Als je blind bent, zoals wij allen toch enigszins zijn, moet je geen gids willen zijn voor anderen. Want dan val je beiden in een kuil. Hoe zou het komen dat wij nooit de balk in eigen oog zien? Wij zien de fouten van anderen gewoonlijk door een vergrootglas en wat in onze eigen boosheid zit, zien we niet. Wij kennen onszelf heel slecht. Een Griekse wijsgeer heeft eens gezegd: ken uzelf (het is een opschrift boven de ingang van de tempel van Apollo, te Delphi). Maar hoe komen we tot zelfkennis?

Het is van belang dat je mensen om je heen hebt die naar je omzien. Wij kunnen onszelf moeilijk kennen zonder te weten hoe wij bij een ander overkomen (Chapel). Daarom moeten we leren luisteren naar een ander. Echt luisteren, zonder ons meteen te verdedigen. Dat zijn we niet gewend. Zeker niet als de ander kritisch is.

Om echt te kunnen leren via de ogen van de ander, is het van belang dat dit gebeurt vanuit een liefdevolle blik van de ander. Alleen als de ander je het beste gunt, is een open, ontvankelijke houding mogelijk. Een echte ontmoeting, daar wordt een mens beter van. Soms kom je op een dag heel wat mensen tegen zonder dat je ook maar iemand ontmoet.

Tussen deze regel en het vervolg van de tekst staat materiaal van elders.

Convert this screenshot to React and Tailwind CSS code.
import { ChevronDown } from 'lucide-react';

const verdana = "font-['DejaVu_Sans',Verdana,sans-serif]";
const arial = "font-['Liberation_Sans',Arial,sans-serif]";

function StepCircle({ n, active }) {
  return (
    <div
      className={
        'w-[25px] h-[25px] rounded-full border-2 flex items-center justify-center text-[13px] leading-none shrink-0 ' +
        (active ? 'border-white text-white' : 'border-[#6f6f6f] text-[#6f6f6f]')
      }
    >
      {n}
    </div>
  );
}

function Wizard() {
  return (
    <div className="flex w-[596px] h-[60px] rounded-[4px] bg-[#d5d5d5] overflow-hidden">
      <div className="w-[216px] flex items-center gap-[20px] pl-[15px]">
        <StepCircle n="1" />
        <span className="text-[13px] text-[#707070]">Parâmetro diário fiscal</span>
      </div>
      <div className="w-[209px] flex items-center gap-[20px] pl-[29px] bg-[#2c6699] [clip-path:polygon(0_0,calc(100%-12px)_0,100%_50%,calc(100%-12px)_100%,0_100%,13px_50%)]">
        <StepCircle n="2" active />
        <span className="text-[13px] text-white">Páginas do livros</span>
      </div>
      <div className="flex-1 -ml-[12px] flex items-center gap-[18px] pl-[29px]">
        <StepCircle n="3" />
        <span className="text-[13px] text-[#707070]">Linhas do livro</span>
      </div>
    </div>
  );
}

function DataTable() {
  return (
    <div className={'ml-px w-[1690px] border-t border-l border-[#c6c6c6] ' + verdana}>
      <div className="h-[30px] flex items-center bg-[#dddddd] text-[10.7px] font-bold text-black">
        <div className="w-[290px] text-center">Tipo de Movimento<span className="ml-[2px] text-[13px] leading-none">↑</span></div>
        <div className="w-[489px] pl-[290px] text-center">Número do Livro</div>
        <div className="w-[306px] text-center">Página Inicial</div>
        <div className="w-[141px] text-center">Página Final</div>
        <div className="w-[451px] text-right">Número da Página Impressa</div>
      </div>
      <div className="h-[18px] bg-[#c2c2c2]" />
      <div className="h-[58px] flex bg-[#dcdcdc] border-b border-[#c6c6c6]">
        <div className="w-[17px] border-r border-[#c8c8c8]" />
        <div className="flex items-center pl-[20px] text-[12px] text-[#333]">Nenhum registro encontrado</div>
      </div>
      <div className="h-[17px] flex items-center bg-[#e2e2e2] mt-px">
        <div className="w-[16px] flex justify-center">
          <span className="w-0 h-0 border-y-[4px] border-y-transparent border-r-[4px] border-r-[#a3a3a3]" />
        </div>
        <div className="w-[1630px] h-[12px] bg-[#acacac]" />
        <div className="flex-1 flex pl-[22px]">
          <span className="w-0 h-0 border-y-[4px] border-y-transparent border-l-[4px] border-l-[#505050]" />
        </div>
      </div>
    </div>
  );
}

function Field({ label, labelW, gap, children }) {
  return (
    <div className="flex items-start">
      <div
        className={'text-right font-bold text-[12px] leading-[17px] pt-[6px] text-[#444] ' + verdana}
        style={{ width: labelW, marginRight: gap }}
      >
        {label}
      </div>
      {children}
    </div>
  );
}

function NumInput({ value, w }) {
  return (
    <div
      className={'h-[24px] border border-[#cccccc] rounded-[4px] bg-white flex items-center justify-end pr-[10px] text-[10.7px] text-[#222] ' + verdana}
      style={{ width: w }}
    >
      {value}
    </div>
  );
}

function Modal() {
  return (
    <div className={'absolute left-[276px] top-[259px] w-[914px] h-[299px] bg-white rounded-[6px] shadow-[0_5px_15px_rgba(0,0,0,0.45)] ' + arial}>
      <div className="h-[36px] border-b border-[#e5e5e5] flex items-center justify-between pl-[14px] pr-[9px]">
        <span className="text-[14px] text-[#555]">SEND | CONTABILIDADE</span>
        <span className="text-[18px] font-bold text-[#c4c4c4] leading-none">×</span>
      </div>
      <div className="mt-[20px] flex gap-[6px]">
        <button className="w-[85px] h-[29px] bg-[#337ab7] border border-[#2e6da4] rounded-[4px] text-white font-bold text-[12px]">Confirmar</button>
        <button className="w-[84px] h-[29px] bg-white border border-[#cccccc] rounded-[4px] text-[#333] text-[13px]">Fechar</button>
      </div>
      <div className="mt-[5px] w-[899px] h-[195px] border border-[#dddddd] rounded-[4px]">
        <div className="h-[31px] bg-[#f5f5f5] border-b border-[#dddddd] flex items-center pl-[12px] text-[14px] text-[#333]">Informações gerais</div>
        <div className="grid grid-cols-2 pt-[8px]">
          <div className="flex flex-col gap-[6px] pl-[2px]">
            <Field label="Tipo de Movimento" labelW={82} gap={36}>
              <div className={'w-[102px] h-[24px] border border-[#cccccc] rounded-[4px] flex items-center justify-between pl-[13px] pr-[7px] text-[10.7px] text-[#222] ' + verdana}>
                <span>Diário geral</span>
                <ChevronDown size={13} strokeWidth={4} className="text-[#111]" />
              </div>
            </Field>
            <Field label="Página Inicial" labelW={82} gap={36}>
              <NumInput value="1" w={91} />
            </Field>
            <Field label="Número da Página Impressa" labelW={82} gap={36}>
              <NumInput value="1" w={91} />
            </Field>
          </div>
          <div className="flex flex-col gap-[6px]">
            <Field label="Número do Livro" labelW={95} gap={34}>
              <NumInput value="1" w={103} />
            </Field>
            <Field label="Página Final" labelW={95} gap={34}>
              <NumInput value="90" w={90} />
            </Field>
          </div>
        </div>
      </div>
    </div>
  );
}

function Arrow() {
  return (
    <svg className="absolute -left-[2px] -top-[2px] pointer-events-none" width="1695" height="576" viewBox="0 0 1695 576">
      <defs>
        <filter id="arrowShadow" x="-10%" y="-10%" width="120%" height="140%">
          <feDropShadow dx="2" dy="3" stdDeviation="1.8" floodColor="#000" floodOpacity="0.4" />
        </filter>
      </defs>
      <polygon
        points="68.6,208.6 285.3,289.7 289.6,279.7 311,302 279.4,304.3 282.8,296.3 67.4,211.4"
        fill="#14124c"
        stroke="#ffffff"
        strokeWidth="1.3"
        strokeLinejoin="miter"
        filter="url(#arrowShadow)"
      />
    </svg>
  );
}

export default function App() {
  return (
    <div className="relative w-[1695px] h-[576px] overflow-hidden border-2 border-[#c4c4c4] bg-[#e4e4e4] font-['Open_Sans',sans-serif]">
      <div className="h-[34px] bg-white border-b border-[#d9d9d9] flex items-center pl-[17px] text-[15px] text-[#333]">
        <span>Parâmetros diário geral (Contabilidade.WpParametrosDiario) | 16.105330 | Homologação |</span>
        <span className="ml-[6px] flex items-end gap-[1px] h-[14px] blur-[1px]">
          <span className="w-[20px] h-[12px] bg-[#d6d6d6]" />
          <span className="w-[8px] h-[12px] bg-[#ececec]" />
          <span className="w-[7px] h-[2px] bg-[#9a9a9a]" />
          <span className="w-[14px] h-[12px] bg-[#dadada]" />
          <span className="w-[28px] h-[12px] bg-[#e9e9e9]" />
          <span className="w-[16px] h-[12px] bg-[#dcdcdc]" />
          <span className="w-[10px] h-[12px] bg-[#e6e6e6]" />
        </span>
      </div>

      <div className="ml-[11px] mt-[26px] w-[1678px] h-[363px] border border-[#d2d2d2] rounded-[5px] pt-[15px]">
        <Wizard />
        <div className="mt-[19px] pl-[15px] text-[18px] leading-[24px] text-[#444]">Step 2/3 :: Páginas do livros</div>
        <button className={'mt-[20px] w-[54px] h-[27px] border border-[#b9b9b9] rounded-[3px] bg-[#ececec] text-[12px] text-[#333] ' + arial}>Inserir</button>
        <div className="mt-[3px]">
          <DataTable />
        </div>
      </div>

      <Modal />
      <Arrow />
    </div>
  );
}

In vroegere dagen zou de pastoor of kapelaan de lezingen van vandaag wellicht hebben gebruikt om de gelovigen nog eens goed in te peperen dat wij allen zondaars zijn die de straf van God verdienen. Maar de benadering van Jezus is eerder omgekeerd. Hij spoort ons aan bescheiden te zijn en niet te snel te (ver)oordelen. Werp je niet op als rechter. Je ziet niet de balk in je eigen oog, en je verbeeldt je dat je bij die ander een splinter kunt verwijderen! Verbeter de wereld, begin bij jezelf.

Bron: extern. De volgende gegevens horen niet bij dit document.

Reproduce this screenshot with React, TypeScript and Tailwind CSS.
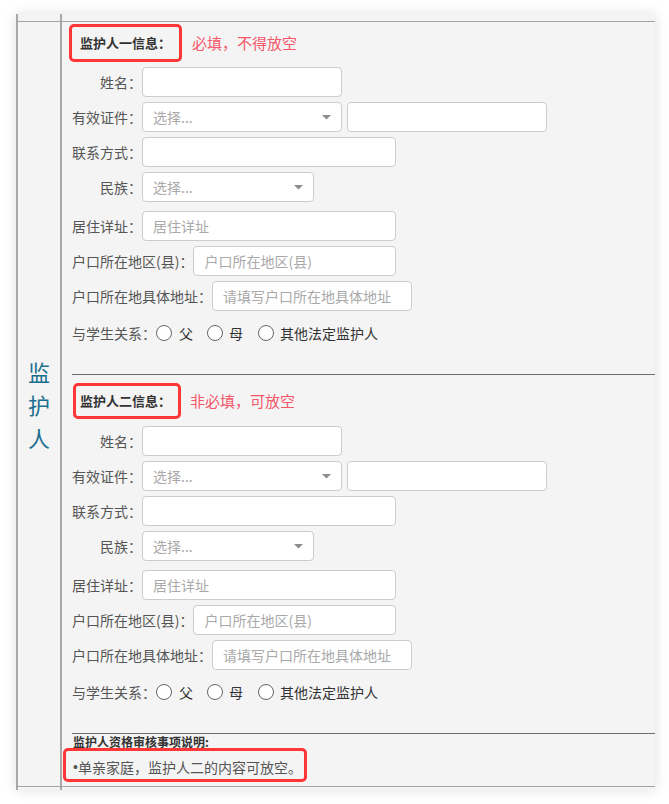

Wij zijn gewend mensen te behandelen naargelang zij ons behandelen. Zo maken we onszelf tot maatstaf van alle dingen. Jezus beziet mensen anders, namelijk vanuit het standpunt van zijn Vader. Voor God zijn zowel goede als slechte mensen kinderen uit zijn schoot. En als een goede Vader wil Hij ook het geluk van zijn ongehoorzame en slechte kinderen. Hij kan hun ongeluk niet willen. Omdat Jezus deelt in de liefde van God, kan hij niet anders dan ijveren voor hun geluk, zelfs al doen ze Hem kwaad. Zo maakt Hij in zijn eigen leven waar wat Hij zei: “Veroordeel niet, dan zullen jullie niet veroordeeld worden. Spreek vrij, dan zullen jullie vrijgesproken worden”.

Als je leerling bent, zoals wij allen zijn, kun je de leermeester niet onderwijzen. Dat zou een foute zelfinschatting en aanmatiging zijn. Mensen hebben de neiging hun eigen schaduwkant te projecteren op anderen. De leerlingen moeten zich wachten voor bedrieglijk moralisme onderling. Daartegenover stelt Jezus dat je anderen pas echt kunt helpen als je jezelf onder kritiek durft te stellen.

Want dat is zeker nodig. Jezus is geen voorstander van een makkelijk soort ‘alles moet kunnen’- filosofie. Hij roept op tot vruchten dragen. Als Hij spreekt over vruchten heeft Hij het over de vruchtbaarheid binnen de christelijke gemeenschap. Je moet je talenten inzetten. Lauwheid past daar niet bij. De grootste zonde is niet dat een mens fouten maakt, de enige echte zonde is niets doen.

Moge het een actieve maar milde dag worden.